• [WHAT THE EXERCISE ASKS]: Copy each line that holds "Recreate".

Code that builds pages
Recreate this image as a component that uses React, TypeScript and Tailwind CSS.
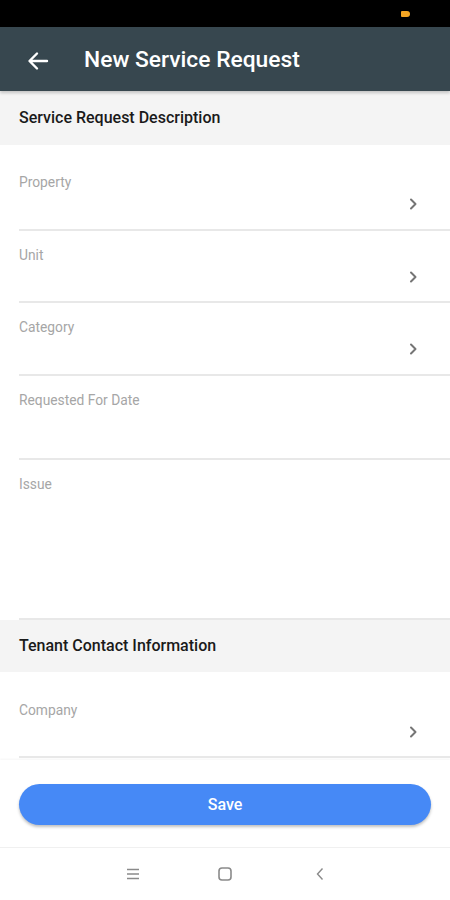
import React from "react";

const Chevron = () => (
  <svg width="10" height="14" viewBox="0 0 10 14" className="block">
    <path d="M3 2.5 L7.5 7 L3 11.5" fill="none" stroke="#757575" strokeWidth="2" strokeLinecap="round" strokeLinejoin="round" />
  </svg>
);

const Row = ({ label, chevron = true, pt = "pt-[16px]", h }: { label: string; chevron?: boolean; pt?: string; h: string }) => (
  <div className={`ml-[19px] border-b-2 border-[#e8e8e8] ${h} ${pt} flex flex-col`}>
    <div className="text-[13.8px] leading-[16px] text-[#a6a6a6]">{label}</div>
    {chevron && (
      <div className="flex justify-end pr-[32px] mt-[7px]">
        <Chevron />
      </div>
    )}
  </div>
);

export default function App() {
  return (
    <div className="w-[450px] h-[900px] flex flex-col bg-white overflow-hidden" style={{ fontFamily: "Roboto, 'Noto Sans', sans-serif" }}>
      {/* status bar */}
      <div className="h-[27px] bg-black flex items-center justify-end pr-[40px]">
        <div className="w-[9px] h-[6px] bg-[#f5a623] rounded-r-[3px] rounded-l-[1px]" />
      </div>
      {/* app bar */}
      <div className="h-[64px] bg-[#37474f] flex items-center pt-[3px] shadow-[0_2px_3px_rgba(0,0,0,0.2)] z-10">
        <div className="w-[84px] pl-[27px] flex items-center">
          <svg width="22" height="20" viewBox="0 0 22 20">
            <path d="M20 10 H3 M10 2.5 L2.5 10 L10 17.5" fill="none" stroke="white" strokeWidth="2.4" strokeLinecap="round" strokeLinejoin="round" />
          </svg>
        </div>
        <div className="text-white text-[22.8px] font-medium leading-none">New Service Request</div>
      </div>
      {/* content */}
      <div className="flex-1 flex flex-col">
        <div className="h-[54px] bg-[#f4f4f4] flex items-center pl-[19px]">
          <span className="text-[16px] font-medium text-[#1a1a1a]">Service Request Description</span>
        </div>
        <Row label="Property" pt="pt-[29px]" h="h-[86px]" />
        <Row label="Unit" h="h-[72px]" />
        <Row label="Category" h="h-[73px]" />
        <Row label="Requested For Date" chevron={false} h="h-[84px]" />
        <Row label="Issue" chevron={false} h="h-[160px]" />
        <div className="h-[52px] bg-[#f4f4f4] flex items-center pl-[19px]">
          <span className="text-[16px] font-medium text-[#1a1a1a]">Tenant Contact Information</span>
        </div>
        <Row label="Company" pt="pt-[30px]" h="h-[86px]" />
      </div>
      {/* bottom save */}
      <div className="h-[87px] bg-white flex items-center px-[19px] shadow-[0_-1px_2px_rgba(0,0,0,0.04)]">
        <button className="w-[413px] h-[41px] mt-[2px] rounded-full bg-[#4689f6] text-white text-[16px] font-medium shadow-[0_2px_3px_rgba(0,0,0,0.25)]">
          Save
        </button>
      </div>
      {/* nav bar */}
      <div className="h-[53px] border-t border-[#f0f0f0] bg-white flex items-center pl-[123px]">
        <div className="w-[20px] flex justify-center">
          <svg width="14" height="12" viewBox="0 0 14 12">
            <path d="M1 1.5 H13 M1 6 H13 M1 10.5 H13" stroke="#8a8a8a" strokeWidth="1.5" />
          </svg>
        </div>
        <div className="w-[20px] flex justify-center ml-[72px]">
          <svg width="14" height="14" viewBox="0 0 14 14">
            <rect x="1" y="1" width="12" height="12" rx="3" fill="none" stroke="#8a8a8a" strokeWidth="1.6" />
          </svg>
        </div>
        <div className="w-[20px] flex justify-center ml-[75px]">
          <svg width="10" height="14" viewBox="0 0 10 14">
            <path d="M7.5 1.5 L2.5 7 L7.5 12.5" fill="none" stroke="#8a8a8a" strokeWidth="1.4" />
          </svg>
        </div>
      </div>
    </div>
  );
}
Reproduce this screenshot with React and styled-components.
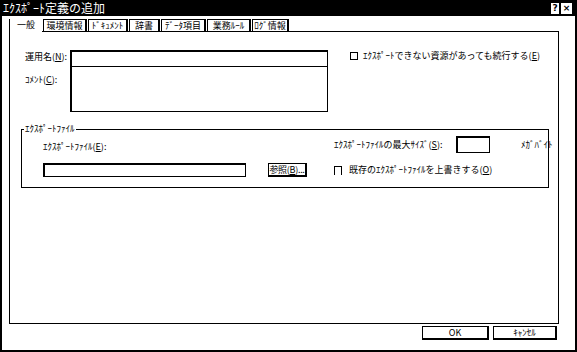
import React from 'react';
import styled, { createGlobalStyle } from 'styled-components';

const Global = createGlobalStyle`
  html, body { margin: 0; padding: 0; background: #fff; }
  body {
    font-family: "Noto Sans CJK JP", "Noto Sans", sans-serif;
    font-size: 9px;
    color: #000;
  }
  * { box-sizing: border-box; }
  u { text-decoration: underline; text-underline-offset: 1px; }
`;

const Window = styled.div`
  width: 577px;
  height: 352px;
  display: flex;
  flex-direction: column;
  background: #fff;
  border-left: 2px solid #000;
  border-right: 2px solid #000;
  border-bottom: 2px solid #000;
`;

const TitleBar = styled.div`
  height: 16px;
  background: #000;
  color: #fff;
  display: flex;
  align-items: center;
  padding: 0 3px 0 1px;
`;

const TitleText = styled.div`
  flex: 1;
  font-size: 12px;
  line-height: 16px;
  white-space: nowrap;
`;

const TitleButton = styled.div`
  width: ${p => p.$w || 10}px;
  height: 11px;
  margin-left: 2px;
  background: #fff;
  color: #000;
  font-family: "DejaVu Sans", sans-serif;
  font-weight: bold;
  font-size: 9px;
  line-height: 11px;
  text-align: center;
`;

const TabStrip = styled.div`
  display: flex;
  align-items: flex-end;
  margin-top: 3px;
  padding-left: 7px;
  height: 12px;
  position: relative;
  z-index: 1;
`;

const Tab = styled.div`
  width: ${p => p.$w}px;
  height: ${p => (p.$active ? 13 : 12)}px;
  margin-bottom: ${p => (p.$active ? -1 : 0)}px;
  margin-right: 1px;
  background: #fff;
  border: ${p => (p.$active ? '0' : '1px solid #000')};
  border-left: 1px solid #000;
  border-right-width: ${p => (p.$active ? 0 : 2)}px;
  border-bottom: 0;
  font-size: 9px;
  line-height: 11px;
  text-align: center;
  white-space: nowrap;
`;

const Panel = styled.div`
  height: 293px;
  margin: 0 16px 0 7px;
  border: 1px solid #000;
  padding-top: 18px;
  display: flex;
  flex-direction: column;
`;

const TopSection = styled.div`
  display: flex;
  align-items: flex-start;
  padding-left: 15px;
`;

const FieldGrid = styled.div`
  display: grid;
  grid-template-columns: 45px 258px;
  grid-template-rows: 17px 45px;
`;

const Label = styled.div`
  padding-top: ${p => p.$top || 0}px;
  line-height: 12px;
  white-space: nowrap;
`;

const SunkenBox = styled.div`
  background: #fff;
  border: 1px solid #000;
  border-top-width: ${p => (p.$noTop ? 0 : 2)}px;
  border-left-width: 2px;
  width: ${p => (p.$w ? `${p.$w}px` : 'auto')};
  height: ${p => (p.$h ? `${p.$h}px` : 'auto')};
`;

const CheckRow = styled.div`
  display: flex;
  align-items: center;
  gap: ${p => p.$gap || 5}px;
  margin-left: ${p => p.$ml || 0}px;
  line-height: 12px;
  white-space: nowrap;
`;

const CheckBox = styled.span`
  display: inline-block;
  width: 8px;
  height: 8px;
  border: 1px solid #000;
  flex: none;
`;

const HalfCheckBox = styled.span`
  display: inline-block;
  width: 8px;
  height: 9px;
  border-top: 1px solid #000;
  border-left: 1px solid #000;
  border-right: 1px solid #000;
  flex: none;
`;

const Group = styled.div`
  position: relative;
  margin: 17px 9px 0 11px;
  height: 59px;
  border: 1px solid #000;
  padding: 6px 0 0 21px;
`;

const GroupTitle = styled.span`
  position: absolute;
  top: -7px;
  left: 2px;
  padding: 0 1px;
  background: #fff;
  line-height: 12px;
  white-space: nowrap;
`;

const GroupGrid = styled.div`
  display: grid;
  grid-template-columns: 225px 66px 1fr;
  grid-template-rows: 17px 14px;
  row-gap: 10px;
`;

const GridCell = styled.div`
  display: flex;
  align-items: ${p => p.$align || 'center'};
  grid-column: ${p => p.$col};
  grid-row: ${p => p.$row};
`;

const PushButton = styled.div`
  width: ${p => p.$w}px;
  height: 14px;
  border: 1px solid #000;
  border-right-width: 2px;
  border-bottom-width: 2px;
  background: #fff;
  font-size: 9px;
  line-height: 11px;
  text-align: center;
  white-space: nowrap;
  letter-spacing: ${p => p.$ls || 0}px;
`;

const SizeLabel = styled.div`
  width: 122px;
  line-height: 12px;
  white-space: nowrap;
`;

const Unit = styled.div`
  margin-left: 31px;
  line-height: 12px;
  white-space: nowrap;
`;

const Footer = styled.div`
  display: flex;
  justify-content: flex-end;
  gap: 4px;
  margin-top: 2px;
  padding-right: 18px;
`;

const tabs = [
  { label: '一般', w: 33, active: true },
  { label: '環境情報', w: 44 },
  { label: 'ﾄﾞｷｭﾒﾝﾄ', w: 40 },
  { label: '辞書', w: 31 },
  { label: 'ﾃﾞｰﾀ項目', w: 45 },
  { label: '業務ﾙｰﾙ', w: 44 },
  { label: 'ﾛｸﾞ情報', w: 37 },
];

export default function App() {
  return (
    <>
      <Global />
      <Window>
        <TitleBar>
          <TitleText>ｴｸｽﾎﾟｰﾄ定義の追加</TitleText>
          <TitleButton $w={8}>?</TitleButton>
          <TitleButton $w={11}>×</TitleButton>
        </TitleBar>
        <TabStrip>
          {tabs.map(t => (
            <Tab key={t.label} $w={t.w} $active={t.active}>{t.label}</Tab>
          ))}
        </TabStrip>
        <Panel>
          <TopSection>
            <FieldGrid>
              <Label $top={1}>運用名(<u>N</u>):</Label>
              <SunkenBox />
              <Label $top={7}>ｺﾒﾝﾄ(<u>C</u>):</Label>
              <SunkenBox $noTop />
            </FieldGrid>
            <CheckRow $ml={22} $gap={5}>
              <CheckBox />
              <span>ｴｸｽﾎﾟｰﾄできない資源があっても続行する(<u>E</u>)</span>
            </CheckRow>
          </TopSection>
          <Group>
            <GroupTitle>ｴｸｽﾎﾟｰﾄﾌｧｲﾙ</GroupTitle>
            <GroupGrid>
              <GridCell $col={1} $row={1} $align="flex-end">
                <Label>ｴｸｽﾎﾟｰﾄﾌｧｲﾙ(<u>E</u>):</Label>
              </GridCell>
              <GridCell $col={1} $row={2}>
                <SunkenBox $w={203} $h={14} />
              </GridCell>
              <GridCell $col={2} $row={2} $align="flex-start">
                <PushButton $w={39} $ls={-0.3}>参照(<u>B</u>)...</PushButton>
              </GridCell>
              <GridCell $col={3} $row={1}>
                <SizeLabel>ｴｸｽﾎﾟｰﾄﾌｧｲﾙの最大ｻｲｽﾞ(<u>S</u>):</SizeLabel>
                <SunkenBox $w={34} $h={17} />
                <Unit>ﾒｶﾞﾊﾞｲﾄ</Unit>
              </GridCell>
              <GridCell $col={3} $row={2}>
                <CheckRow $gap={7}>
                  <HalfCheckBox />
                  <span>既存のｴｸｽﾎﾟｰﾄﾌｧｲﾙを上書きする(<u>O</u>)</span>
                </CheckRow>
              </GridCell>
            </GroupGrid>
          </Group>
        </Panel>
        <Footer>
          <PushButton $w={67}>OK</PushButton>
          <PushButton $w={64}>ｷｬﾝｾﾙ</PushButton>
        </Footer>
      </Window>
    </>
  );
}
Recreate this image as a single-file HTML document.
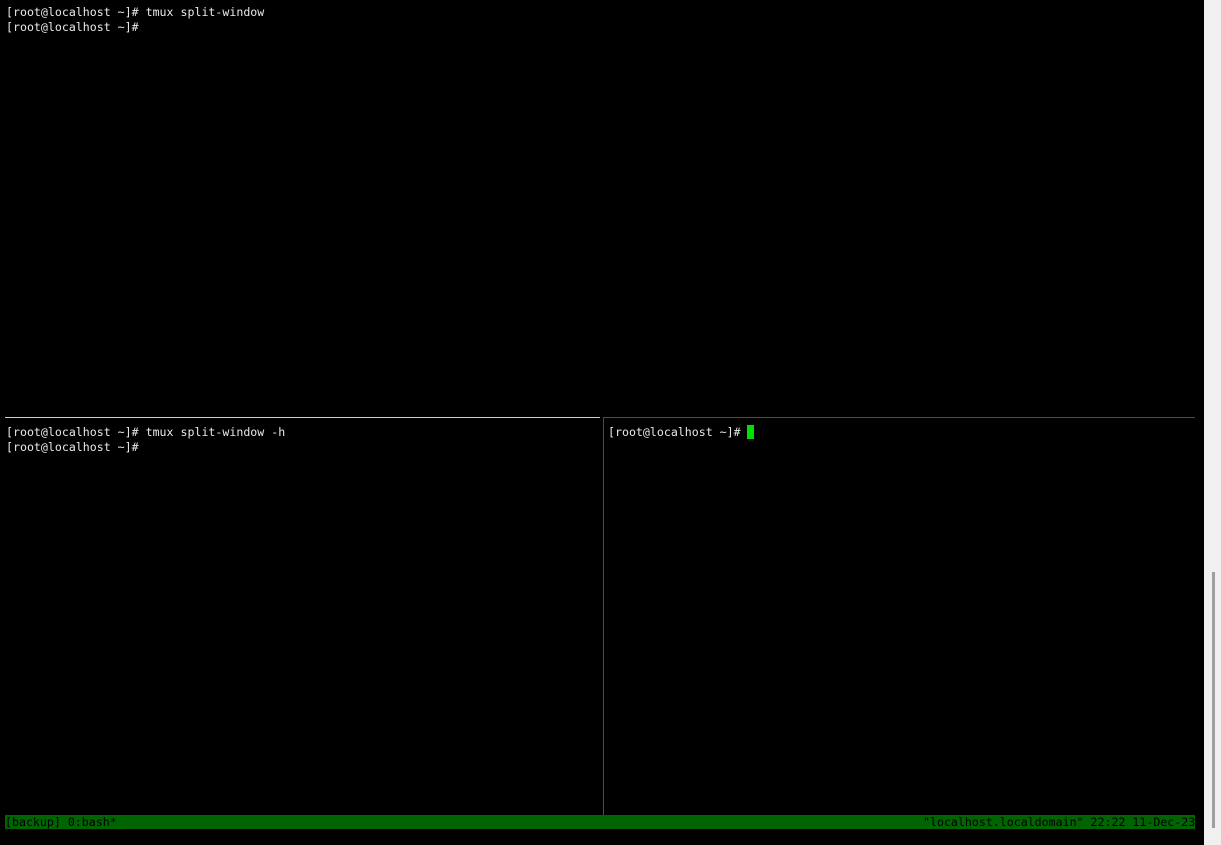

• [RIGHT ANSWER]:
Recreate this image as a component that uses React, TypeScript and Tailwind CSS.
Recreate this image as a single-file HTML document.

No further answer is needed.